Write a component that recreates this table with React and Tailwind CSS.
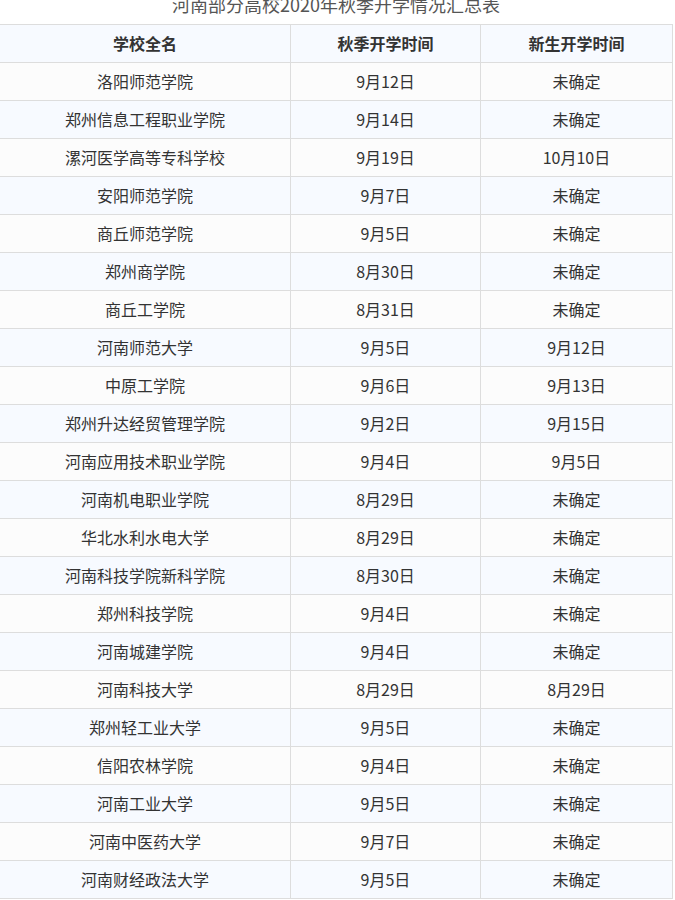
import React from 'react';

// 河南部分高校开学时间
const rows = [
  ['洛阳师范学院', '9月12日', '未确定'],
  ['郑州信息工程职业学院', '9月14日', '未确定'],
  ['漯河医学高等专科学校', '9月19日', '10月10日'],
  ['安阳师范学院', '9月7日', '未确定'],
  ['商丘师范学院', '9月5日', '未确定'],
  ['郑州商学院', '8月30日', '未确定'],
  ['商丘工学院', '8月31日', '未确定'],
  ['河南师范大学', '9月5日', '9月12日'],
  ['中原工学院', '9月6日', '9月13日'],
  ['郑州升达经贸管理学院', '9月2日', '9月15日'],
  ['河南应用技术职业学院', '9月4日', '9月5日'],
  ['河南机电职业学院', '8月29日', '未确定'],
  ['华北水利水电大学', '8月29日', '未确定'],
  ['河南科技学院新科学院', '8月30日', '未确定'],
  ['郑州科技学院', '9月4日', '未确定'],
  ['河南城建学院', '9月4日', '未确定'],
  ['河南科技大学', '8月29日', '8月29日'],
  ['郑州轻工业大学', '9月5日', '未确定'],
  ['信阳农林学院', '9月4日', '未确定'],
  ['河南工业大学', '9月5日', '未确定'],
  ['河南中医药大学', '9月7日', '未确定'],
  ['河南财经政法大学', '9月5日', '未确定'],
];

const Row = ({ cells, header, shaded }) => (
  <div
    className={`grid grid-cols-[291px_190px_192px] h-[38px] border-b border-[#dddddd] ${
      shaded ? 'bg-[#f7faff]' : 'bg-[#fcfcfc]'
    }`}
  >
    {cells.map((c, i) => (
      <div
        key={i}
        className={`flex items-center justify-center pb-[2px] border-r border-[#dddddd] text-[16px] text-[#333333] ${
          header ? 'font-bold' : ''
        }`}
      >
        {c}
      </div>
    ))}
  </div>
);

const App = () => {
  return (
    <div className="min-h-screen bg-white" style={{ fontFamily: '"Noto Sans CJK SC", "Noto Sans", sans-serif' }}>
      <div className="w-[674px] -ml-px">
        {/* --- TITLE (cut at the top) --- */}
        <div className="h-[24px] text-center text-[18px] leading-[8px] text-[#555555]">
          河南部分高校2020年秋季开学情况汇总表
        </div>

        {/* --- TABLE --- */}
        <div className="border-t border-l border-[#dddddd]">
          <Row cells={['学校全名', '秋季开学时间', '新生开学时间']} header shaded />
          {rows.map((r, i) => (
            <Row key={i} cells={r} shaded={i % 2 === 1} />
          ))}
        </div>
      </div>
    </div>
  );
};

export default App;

= = =

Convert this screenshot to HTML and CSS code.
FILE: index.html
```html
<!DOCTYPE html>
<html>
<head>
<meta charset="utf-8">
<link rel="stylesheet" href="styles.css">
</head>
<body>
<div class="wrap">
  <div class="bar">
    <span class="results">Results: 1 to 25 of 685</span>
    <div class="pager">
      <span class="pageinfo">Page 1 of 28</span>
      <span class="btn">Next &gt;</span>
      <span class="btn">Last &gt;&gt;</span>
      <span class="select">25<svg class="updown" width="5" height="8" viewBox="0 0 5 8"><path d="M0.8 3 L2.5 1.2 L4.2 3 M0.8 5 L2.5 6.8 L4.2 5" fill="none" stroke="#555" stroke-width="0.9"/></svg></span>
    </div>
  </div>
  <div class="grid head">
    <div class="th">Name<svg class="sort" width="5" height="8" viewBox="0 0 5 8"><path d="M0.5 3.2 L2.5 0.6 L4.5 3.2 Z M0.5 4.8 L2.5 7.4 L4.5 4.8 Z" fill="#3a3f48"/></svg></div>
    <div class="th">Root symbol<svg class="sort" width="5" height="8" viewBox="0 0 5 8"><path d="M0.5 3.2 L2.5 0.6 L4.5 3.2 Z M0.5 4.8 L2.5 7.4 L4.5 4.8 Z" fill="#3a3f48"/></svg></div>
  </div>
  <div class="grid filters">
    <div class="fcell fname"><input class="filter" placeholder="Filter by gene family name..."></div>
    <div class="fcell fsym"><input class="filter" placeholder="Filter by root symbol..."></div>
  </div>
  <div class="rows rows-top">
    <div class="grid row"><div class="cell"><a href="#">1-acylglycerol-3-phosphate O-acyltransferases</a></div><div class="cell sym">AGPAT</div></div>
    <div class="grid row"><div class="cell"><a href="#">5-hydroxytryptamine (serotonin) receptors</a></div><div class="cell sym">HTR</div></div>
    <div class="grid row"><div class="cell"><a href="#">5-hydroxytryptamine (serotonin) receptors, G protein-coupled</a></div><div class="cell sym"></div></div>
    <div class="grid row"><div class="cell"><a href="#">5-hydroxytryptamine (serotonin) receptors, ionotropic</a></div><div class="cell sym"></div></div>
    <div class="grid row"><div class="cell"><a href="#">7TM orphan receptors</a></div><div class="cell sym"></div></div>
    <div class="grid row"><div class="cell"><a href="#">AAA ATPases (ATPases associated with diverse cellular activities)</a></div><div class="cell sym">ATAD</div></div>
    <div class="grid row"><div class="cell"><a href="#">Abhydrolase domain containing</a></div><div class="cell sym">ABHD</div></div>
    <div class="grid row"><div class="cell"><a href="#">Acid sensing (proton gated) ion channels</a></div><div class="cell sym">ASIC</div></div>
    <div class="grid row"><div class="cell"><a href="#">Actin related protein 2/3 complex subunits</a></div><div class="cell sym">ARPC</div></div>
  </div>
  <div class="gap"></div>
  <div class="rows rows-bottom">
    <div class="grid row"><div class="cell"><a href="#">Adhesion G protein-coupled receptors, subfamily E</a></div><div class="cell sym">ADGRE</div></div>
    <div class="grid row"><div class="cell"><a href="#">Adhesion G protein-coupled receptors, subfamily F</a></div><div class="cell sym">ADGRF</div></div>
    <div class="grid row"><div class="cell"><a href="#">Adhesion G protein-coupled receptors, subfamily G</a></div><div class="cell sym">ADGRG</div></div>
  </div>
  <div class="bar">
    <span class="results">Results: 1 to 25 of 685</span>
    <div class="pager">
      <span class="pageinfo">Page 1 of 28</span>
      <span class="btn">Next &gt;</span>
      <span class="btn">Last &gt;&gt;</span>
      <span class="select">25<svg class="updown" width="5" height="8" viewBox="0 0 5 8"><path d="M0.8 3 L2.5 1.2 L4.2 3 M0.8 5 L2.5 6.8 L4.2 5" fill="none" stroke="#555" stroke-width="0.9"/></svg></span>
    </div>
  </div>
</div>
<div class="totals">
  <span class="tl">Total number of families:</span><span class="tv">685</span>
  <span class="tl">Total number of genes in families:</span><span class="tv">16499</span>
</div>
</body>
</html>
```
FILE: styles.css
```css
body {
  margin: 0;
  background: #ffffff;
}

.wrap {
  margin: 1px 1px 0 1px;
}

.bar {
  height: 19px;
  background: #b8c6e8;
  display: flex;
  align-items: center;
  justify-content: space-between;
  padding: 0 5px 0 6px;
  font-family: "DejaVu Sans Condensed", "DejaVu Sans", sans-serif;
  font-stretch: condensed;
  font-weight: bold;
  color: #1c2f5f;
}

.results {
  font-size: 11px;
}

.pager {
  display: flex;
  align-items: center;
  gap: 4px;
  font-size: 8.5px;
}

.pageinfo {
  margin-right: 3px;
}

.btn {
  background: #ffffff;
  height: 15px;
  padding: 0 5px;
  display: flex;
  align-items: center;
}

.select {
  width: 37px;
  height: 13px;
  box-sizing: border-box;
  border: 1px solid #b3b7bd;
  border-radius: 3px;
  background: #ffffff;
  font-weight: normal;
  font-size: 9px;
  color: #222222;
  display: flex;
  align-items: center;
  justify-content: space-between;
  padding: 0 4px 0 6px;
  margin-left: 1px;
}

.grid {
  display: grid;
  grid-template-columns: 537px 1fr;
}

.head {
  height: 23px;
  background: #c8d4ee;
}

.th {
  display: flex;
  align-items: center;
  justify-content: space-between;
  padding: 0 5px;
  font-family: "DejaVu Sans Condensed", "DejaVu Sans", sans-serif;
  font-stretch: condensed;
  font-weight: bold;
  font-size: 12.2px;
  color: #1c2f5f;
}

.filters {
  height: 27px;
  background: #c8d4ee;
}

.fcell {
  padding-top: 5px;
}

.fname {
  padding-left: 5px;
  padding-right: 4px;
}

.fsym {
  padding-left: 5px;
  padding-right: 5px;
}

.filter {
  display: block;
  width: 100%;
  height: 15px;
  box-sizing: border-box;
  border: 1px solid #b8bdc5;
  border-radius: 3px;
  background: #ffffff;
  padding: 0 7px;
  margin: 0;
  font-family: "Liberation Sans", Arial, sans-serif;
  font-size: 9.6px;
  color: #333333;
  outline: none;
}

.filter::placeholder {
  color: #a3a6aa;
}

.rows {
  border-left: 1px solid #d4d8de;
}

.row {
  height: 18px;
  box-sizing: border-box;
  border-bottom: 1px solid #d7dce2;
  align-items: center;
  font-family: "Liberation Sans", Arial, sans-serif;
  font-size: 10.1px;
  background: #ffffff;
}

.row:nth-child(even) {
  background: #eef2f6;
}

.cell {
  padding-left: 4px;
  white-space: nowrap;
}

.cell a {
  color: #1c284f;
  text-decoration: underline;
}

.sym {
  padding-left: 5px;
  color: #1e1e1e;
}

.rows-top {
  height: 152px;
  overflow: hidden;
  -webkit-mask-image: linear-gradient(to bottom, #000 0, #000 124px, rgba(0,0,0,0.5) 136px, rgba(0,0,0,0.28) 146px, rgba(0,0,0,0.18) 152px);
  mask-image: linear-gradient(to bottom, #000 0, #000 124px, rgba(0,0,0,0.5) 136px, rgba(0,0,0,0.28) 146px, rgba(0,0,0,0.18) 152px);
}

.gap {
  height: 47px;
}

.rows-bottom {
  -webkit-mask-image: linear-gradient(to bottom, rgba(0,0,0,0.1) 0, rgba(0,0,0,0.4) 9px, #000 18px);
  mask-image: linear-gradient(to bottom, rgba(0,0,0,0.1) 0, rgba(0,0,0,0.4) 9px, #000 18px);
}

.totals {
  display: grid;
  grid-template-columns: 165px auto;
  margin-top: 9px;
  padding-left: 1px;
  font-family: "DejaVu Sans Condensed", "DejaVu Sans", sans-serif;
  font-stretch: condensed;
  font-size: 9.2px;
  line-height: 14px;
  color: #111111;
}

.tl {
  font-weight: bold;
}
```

= = =

Your goal: From the records above, quote word for word only the lines beginning at the line that has "Write a component" and stopping after the line that has "import React from 'react';". Omit the pictures.

Solved exercise:
Write a component that recreates this table with React and Tailwind CSS.
import React from 'react';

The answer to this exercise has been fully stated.